The events that trigger an email:

  • Brute force (limit_wc) - This is when an IP address is blocked because it reached the maximum failed login attempts into a single account. We will send an email notifying the customer that their account has been blocked, and how they can unblock it.
  • Brute force (limit_sul) - This is when a user is temporarily prevented from logging in because they reached the maximum logins per time period from the same IP address. We will send an email notifying the customer that their account has been blocked, and how they can unblock it.
  • Brute force (limit_mu) - This is when an IP address is blocked because it attempted too many failed logins without a successful login. Or an IP address is blocked because it attempted too many sign-ups, whether successful or failed. We will send an email notifying the customer that their account has been blocked, and how they can unblock it.
  • Change Password - After a user successfully changes their password, we want to send them an email confirmation. As well as being useful information for the customer, this has a security benefit. If it was not the customer that changed their passwrod, they can alert us.
  • Change Email - After a user successfully changes their email address, we want to send two email confirmations - one to the old email address, and one to the new email address. As well as being useful information for the customer, this has a security benefit. If it was not the customer that changed their email address, they can alert us.
  • When any of the above events are sent to the Auth0 event bus, we have an event rule that catches these events and sends them to the Email Transform Event Lambda (i.e. the Lambda is the target for that rule). Here, we transform the event data into the required format to send a SendEmail event to the Email Event Bus. This event triggers the Send email lambda, which uses the Exponea Transactional Email API to send the relevant email.
  • Fail Change Password Request - This email is not sent by Bloomreach, but is worth mentioning here. We have the following scenario:
    • A customer that has an account with us wants to change their password. They have not yet logged in via Auth0, and therefore have not been migrated. They access the Auth0 login page, and use the "forgot password" link to try and send a forgot password email. At this point, they do not exist in Auth0 yet and so the change password request fails. We catch this event and execute the Hybris Reset Password Lambda, which checks if the user exists in Hybris and if they do sends them an email via Hybris.

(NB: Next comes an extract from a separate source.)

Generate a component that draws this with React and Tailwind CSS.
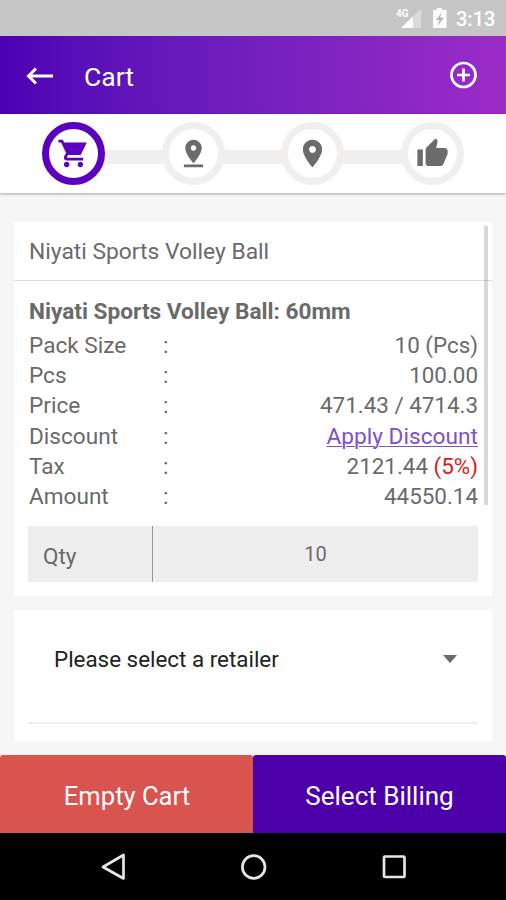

Consequences and limitations

Ideally we wanted to send all emails via Exponea, to maintain consistency and avoid any point to point integrations. However, since we are using the Auth0 Universal Login we have limited control over the login and register pages. We cannot control the behaviour of the "forgot password" link on the login page, which means that when a user clicks that link the email must be sent from Auth0 (rather than us being able to replace the link to send a request to an AWS API Gateway for example). In order to send that email we have setup an integration with Mailgun as our email provider in Auth0. All other emails will be sent via the architecture mentioned above.

Post go-live, we noticed an edge case where customers that had not yet migrated entered their credentials incorrectly too many times and were blocked via automatic brute force detection in Auth0. At this point, they have not been migrated to Auth0 and so they do not have a user profile and are not visible under "users" however they do exist in the Auth0 credentials database. When a user is blocked in this way, they will see the error message "Your account has been blocked after multiple failed login attempts. To unlock your account please reset your password using the 'forgot password' link below." but the only way to unblock users in this limbo state is via the management API. If the user requests a forgot password email and resets their email, they will still be blocked by Auth0. As a workaround, we have added a request to the "unblock users" endpoint of the Auth0 Management API to the Hybris Reset Password Lambda, so that at the same time as requesting a "forgot password" email we will automatically unblock users in Auth0.